» THE REQUEST
Give every line of the data again, unchanged, but with no pictures.
******************************
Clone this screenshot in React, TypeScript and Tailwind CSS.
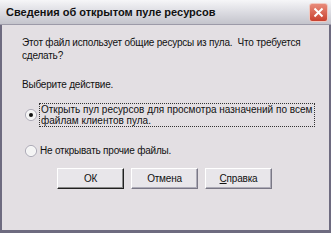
import React from 'react';

const font = { fontFamily: '"Liberation Sans", Arial, sans-serif' };

function Radio({ checked }: { checked?: boolean }) {
  return (
    <svg width="12" height="12" viewBox="0 0 12 12" className="shrink-0">
      <circle cx="6" cy="6" r="5.5" fill="#ffffff" stroke="#a8a6b2" />
      <circle cx="6" cy="6" r="4.5" fill="#f4f4f4" />
      {checked && <circle cx="6" cy="6" r="2" fill="#111111" />}
    </svg>
  );
}

function Button({ children, isDefault }: { children: React.ReactNode; isDefault?: boolean }) {
  return (
    <div
      className={`w-[67px] h-[21px] flex items-center justify-center text-[10px] tracking-[-0.2px] text-[#111] bg-[#e8e6ea] border-t border-l border-t-white border-l-white border-r border-b ${
        isDefault ? 'border-r-[#202020] border-b-[#202020] shadow-[inset_-1px_-1px_0_#888]' : 'border-r-[#7a7886] border-b-[#7a7886] shadow-[inset_-1px_-1px_0_#aeacb8]'
      }`}
    >
      {children}
    </div>
  );
}

export default function App() {
  return (
    <div className="w-[332px] h-[234px] bg-white" style={font}>
      <div className="w-[331px] h-[233px] flex flex-col bg-[#e3dfe3] border-l-[2px] border-r-[2px] border-b-[3px] border-[#6e6b80]">
        <div className="h-[25px] flex items-center justify-between bg-gradient-to-b from-[#f6f6f8] via-[#dcdce2] to-[#c4c4cc] border-b border-[#9c9aa8] -mx-[2px] pl-[6px] pr-[3px]">
          <span className="text-[11px] font-bold text-[#111]">Сведения об открытом пуле ресурсов</span>
          <div className="w-[19px] h-[19px] rounded-[3px] bg-gradient-to-b from-[#e88a7a] to-[#c8402e] border border-[#f0c8c0] flex items-center justify-center">
            <svg width="11" height="11" viewBox="0 0 11 11">
              <path d="M1.5 1.5 L9.5 9.5 M9.5 1.5 L1.5 9.5" stroke="#ffffff" strokeWidth="2" />
            </svg>
          </div>
        </div>
        <div className="flex-1 pt-[11px] pl-[20px] pr-[4px] text-[10px] tracking-[-0.2px] leading-[13px] text-[#111]">
          <p className="w-[300px]">Этот файл использует общие ресурсы из пула.&nbsp; Что требуется сделать?</p>
          <p className="mt-[16px]">Выберите действие.</p>
          <div className="mt-[12px] flex items-center gap-[2px] pl-[3px]">
            <Radio checked />
            <span className="border border-dotted border-[#333] px-[1px] leading-[11px] w-[276px] tracking-[0px]">
              Открыть пул ресурсов для просмотра назначений по всем файлам клиентов пула.
            </span>
          </div>
          <div className="mt-[17px] flex items-center gap-[3px] pl-[3px]">
            <Radio />
            <span>Не открывать прочие файлы.</span>
          </div>
          <div className="mt-[11px] flex gap-[7px] pl-[35px]">
            <Button isDefault>ОК</Button>
            <Button>Отмена</Button>
            <Button>
              <span>
                <span className="underline">С</span>правка
              </span>
            </Button>
          </div>
        </div>
      </div>
    </div>
  );
}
******************************
» REPLY TO THE EXERCISE
Clone this screenshot in React, TypeScript and Tailwind CSS.
import React from 'react';

const font = { fontFamily: '"Liberation Sans", Arial, sans-serif' };

function Radio({ checked }: { checked?: boolean }) {
  return (
    <svg width="12" height="12" viewBox="0 0 12 12" className="shrink-0">
      <circle cx="6" cy="6" r="5.5" fill="#ffffff" stroke="#a8a6b2" />
      <circle cx="6" cy="6" r="4.5" fill="#f4f4f4" />
      {checked && <circle cx="6" cy="6" r="2" fill="#111111" />}
    </svg>
  );
}

function Button({ children, isDefault }: { children: React.ReactNode; isDefault?: boolean }) {
  return (
    <div
      className={`w-[67px] h-[21px] flex items-center justify-center text-[10px] tracking-[-0.2px] text-[#111] bg-[#e8e6ea] border-t border-l border-t-white border-l-white border-r border-b ${
        isDefault ? 'border-r-[#202020] border-b-[#202020] shadow-[inset_-1px_-1px_0_#888]' : 'border-r-[#7a7886] border-b-[#7a7886] shadow-[inset_-1px_-1px_0_#aeacb8]'
      }`}
    >
      {children}
    </div>
  );
}

export default function App() {
  return (
    <div className="w-[332px] h-[234px] bg-white" style={font}>
      <div className="w-[331px] h-[233px] flex flex-col bg-[#e3dfe3] border-l-[2px] border-r-[2px] border-b-[3px] border-[#6e6b80]">
        <div className="h-[25px] flex items-center justify-between bg-gradient-to-b from-[#f6f6f8] via-[#dcdce2] to-[#c4c4cc] border-b border-[#9c9aa8] -mx-[2px] pl-[6px] pr-[3px]">
          <span className="text-[11px] font-bold text-[#111]">Сведения об открытом пуле ресурсов</span>
          <div className="w-[19px] h-[19px] rounded-[3px] bg-gradient-to-b from-[#e88a7a] to-[#c8402e] border border-[#f0c8c0] flex items-center justify-center">
            <svg width="11" height="11" viewBox="0 0 11 11">
              <path d="M1.5 1.5 L9.5 9.5 M9.5 1.5 L1.5 9.5" stroke="#ffffff" strokeWidth="2" />
            </svg>
          </div>
        </div>
        <div className="flex-1 pt-[11px] pl-[20px] pr-[4px] text-[10px] tracking-[-0.2px] leading-[13px] text-[#111]">
          <p className="w-[300px]">Этот файл использует общие ресурсы из пула.&nbsp; Что требуется сделать?</p>
          <p className="mt-[16px]">Выберите действие.</p>
          <div className="mt-[12px] flex items-center gap-[2px] pl-[3px]">
            <Radio checked />
            <span className="border border-dotted border-[#333] px-[1px] leading-[11px] w-[276px] tracking-[0px]">
              Открыть пул ресурсов для просмотра назначений по всем файлам клиентов пула.
            </span>
          </div>
          <div className="mt-[17px] flex items-center gap-[3px] pl-[3px]">
            <Radio />
            <span>Не открывать прочие файлы.</span>
          </div>
          <div className="mt-[11px] flex gap-[7px] pl-[35px]">
            <Button isDefault>ОК</Button>
            <Button>Отмена</Button>
            <Button>
              <span>
                <span className="underline">С</span>правка
              </span>
            </Button>
          </div>
        </div>
      </div>
    </div>
  );
}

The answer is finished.